Confronté aux films d’époque et leurs éclairages bougie ou lampes à huile, je me pose toujours le problème du réalisme et de la vraisemblance de la lumière : à quel point les quelques 1 250 bougies des grands lustres du théâtre royal rendaient-elles l’éclat des fêtes somptueuses qui s’y déroulaient ? Que voit-on dans une chambre éclairée d’une seule bougie ? Que doit-on laisser voir au spectateur ? Est-ce que le faste s’accommode de la pénombre ?
J’ai essayé de faire la lumière la plus juste possible, en respectant assez strictement les sources, dans leur position, leur " puissance " et leur température de couleur. Jusqu’à tenter de reconstituer le caractère sautillant de la lumière des bougies : j’ai ainsi, pour les scènes de nuit, doublé systématiquement toutes les sources par la même source, mais installée sur une " flicker-box " au scintillement aléatoire.
Malgré tout, la nécessité de traduire le luxe conduit à des rendus probablement plus brillants qu’ils ne le seraient réellement...
Pour les intérieurs jour, j’ai eu le même souci " vériste " : je n’aime plus beaucoup ces grands rayons de soleil improbables et providentiels qui transpercent les fenêtres et zèbrent les décors (et peu plausibles, le soleil n’allant aussi loin dans une pièce qu’aux heures du levant ou du couchant). J’ai essayé d’opter pour des lumières, ou plus douces, ou plus hautes, plus complexes, qui éclairent par réflexion (bien que le plan que je préfère soit celui tourné dans la galerie des Glaces du château de Versailles au couchant du solstice d’été).
La collaboration avec Gérard Corbiau fut un rêve : courtois et passionné, timide mais précis et décidé, il rend extrêmement communicatif son bonheur de tourner.
Facilité par un story-board complet (deux tomes de 200 pages !), le tournage s’est bouclé en 56 jours (parfois deux ou trois caméras pour les scènes de représentations). C’est la première fois que je tournais un film à 80 % en studio et ceci dans les confortables studios MMC de Cologne où nous avions trois plateaux en parallèle, système rendant les " prelight " et les changements de décors aisés et rapides.
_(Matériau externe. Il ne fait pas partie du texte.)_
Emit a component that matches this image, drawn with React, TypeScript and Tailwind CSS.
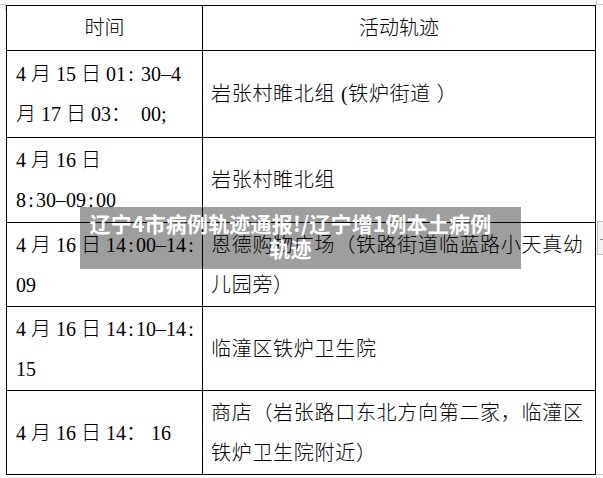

Gérard Corbiau avait tourné Farinelli en 1:1,85. J’ai réussi à l’entraîner vers mon format favori, le 1:2,35 anamorphique en lui promettant que tout serait aussi facile qu’en sphérique. Les objectifs Hawks ont fait le reste : compacts, complets, j’avais pu, lors d’essais comparatifs pour un précédent film, constater à quel point ils n’avaient rien à envier à des concurrents plus encombrants. Insensibles au " flare ", lumineux et très bien corrigés, ils ont aussi une jolie rondeur sur les visages.
La qualité exceptionnelle de costumes d’Olivier Beriot et des décors d’Hubert Pouille m’a régalé l’œil pendant tout le tournage.
Merci enfin à toute l’équipe allemande de Cologne, à Stéphane Rother, chef électricien qui a dû assurer tout le câblage doublé des sources, et tout spécialement à Robert Patzelt qui a fait le point sur les Hawks avec une nonchalante virtuosité et laissait les comédiens en paix !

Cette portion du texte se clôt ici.